> **REQUIREMENT**:
Retype all of the listing exactly, passing over any picture you find.

> **SOURCE MATERIAL**:
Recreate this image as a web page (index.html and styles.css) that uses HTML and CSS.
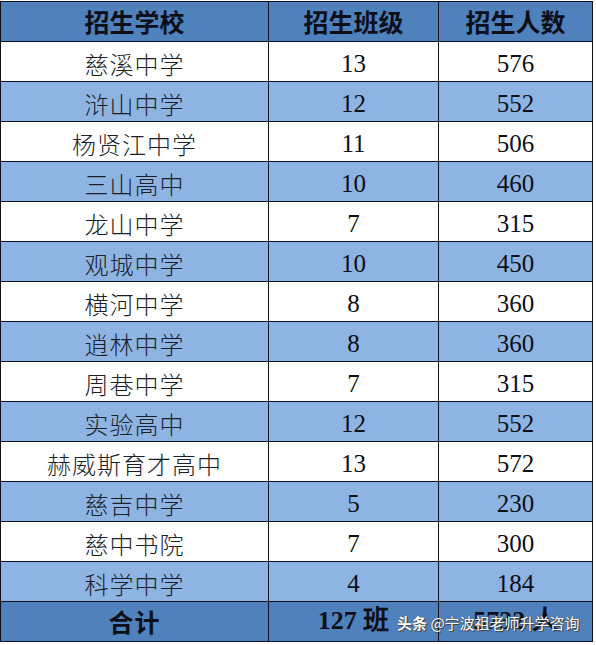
FILE: index.html
```html
<!DOCTYPE html>
<html lang="zh-CN">
<head>
<meta charset="utf-8">
<title>招生计划</title>
<link rel="stylesheet" href="styles.css">
</head>
<body>
<div class="page">
  <table class="plan">
    <colgroup>
      <col class="c1"><col class="c2"><col class="c3">
    </colgroup>
    <thead>
      <tr class="head"><th>招生学校</th><th>招生班级</th><th>招生人数</th></tr>
    </thead>
    <tbody>
      <tr class="w"><td class="cn">慈溪中学</td><td class="num">13</td><td class="num">576</td></tr>
      <tr class="b"><td class="cn">浒山中学</td><td class="num">12</td><td class="num">552</td></tr>
      <tr class="w"><td class="cn">杨贤江中学</td><td class="num">11</td><td class="num">506</td></tr>
      <tr class="b"><td class="cn">三山高中</td><td class="num">10</td><td class="num">460</td></tr>
      <tr class="w"><td class="cn">龙山中学</td><td class="num">7</td><td class="num">315</td></tr>
      <tr class="b"><td class="cn">观城中学</td><td class="num">10</td><td class="num">450</td></tr>
      <tr class="w"><td class="cn">横河中学</td><td class="num">8</td><td class="num">360</td></tr>
      <tr class="b"><td class="cn">逍林中学</td><td class="num">8</td><td class="num">360</td></tr>
      <tr class="w"><td class="cn">周巷中学</td><td class="num">7</td><td class="num">315</td></tr>
      <tr class="b"><td class="cn">实验高中</td><td class="num">12</td><td class="num">552</td></tr>
      <tr class="w"><td class="cn">赫威斯育才高中</td><td class="num">13</td><td class="num">572</td></tr>
      <tr class="b"><td class="cn">慈吉中学</td><td class="num">5</td><td class="num">230</td></tr>
      <tr class="w"><td class="cn">慈中书院</td><td class="num">7</td><td class="num">300</td></tr>
      <tr class="b"><td class="cn">科学中学</td><td class="num">4</td><td class="num">184</td></tr>
    </tbody>
    <tfoot>
      <tr class="foot"><td class="cn">合计</td><td class="num">127 班</td><td class="num">5732 人</td></tr>
    </tfoot>
  </table>
  <div class="watermark"><span class="wm-brand">头条</span> @宁波祖老师升学咨询</div>
</div>
</body>
</html>
```
FILE: styles.css
```css
html, body {
  margin: 0;
  padding: 0;
  background: #ffffff;
}
.page {
  position: relative;
  width: 596px;
  height: 645px;
  padding-top: 1px;
  box-sizing: border-box;
  overflow: hidden;
}
.plan {
  border-collapse: collapse;
  table-layout: fixed;
  width: 592px;
  color: #0b0f18;
}
.c1 { width: 268px; }
.c2 { width: 170px; }
.c3 { width: 154px; }
.plan th, .plan td {
  border: 1px solid #0a0f1a;
  text-align: center;
  vertical-align: top;
  padding: 0;
  line-height: 30px;
}
.head th {
  background: #4f81bd;
  font-family: "Noto Sans CJK SC", sans-serif;
  font-weight: 700;
  font-size: 25px;
  height: 35px;
  padding-top: 4px;
}
.w td { background: #ffffff; }
.b td { background: #8db4e2; }
.cn {
  font-family: "Noto Sans CJK SC", sans-serif;
  font-weight: 300;
  font-size: 24px;
  letter-spacing: 1px;
  color: #1a1f28;
}
.num {
  font-family: "Liberation Serif", "Times New Roman", serif;
  font-size: 25px;
}
tbody td {
  height: 32px;
  padding-top: 7px !important;
}
.foot td {
  background: #4f81bd;
  font-weight: 700;
  height: 35px;
  padding-top: 4px !important;
  color: #0b0f18;
}
.foot .cn { font-size: 25px; }
.foot .num { font-size: 26px; }
.watermark {
  position: absolute;
  left: 397px;
  top: 612px;
  font-family: "Noto Sans CJK SC", sans-serif;
  font-size: 15px;
  line-height: 22px;
  color: #ffffff;
  text-shadow: 0 0 1px #333, 1px 1px 1px #444;
  white-space: nowrap;
}
.wm-brand { font-weight: 700; }
```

> **COMPLETED TASK**:
Recreate this image as a web page (index.html and styles.css) that uses HTML and CSS.
FILE: index.html
```html
<!DOCTYPE html>
<html lang="zh-CN">
<head>
<meta charset="utf-8">
<title>招生计划</title>
<link rel="stylesheet" href="styles.css">
</head>
<body>
<div class="page">
  <table class="plan">
    <colgroup>
      <col class="c1"><col class="c2"><col class="c3">
    </colgroup>
    <thead>
      <tr class="head"><th>招生学校</th><th>招生班级</th><th>招生人数</th></tr>
    </thead>
    <tbody>
      <tr class="w"><td class="cn">慈溪中学</td><td class="num">13</td><td class="num">576</td></tr>
      <tr class="b"><td class="cn">浒山中学</td><td class="num">12</td><td class="num">552</td></tr>
      <tr class="w"><td class="cn">杨贤江中学</td><td class="num">11</td><td class="num">506</td></tr>
      <tr class="b"><td class="cn">三山高中</td><td class="num">10</td><td class="num">460</td></tr>
      <tr class="w"><td class="cn">龙山中学</td><td class="num">7</td><td class="num">315</td></tr>
      <tr class="b"><td class="cn">观城中学</td><td class="num">10</td><td class="num">450</td></tr>
      <tr class="w"><td class="cn">横河中学</td><td class="num">8</td><td class="num">360</td></tr>
      <tr class="b"><td class="cn">逍林中学</td><td class="num">8</td><td class="num">360</td></tr>
      <tr class="w"><td class="cn">周巷中学</td><td class="num">7</td><td class="num">315</td></tr>
      <tr class="b"><td class="cn">实验高中</td><td class="num">12</td><td class="num">552</td></tr>
      <tr class="w"><td class="cn">赫威斯育才高中</td><td class="num">13</td><td class="num">572</td></tr>
      <tr class="b"><td class="cn">慈吉中学</td><td class="num">5</td><td class="num">230</td></tr>
      <tr class="w"><td class="cn">慈中书院</td><td class="num">7</td><td class="num">300</td></tr>
      <tr class="b"><td class="cn">科学中学</td><td class="num">4</td><td class="num">184</td></tr>
    </tbody>
    <tfoot>
      <tr class="foot"><td class="cn">合计</td><td class="num">127 班</td><td class="num">5732 人</td></tr>
    </tfoot>
  </table>
  <div class="watermark"><span class="wm-brand">头条</span> @宁波祖老师升学咨询</div>
</div>
</body>
</html>
```
FILE: styles.css
```css
html, body {
  margin: 0;
  padding: 0;
  background: #ffffff;
}
.page {
  position: relative;
  width: 596px;
  height: 645px;
  padding-top: 1px;
  box-sizing: border-box;
  overflow: hidden;
}
.plan {
  border-collapse: collapse;
  table-layout: fixed;
  width: 592px;
  color: #0b0f18;
}
.c1 { width: 268px; }
.c2 { width: 170px; }
.c3 { width: 154px; }
.plan th, .plan td {
  border: 1px solid #0a0f1a;
  text-align: center;
  vertical-align: top;
  padding: 0;
  line-height: 30px;
}
.head th {
  background: #4f81bd;
  font-family: "Noto Sans CJK SC", sans-serif;
  font-weight: 700;
  font-size: 25px;
  height: 35px;
  padding-top: 4px;
}
.w td { background: #ffffff; }
.b td { background: #8db4e2; }
.cn {
  font-family: "Noto Sans CJK SC", sans-serif;
  font-weight: 300;
  font-size: 24px;
  letter-spacing: 1px;
  color: #1a1f28;
}
.num {
  font-family: "Liberation Serif", "Times New Roman", serif;
  font-size: 25px;
}
tbody td {
  height: 32px;
  padding-top: 7px !important;
}
.foot td {
  background: #4f81bd;
  font-weight: 700;
  height: 35px;
  padding-top: 4px !important;
  color: #0b0f18;
}
.foot .cn { font-size: 25px; }
.foot .num { font-size: 26px; }
.watermark {
  position: absolute;
  left: 397px;
  top: 612px;
  font-family: "Noto Sans CJK SC", sans-serif;
  font-size: 15px;
  line-height: 22px;
  color: #ffffff;
  text-shadow: 0 0 1px #333, 1px 1px 1px #444;
  white-space: nowrap;
}
.wm-brand { font-weight: 700; }
```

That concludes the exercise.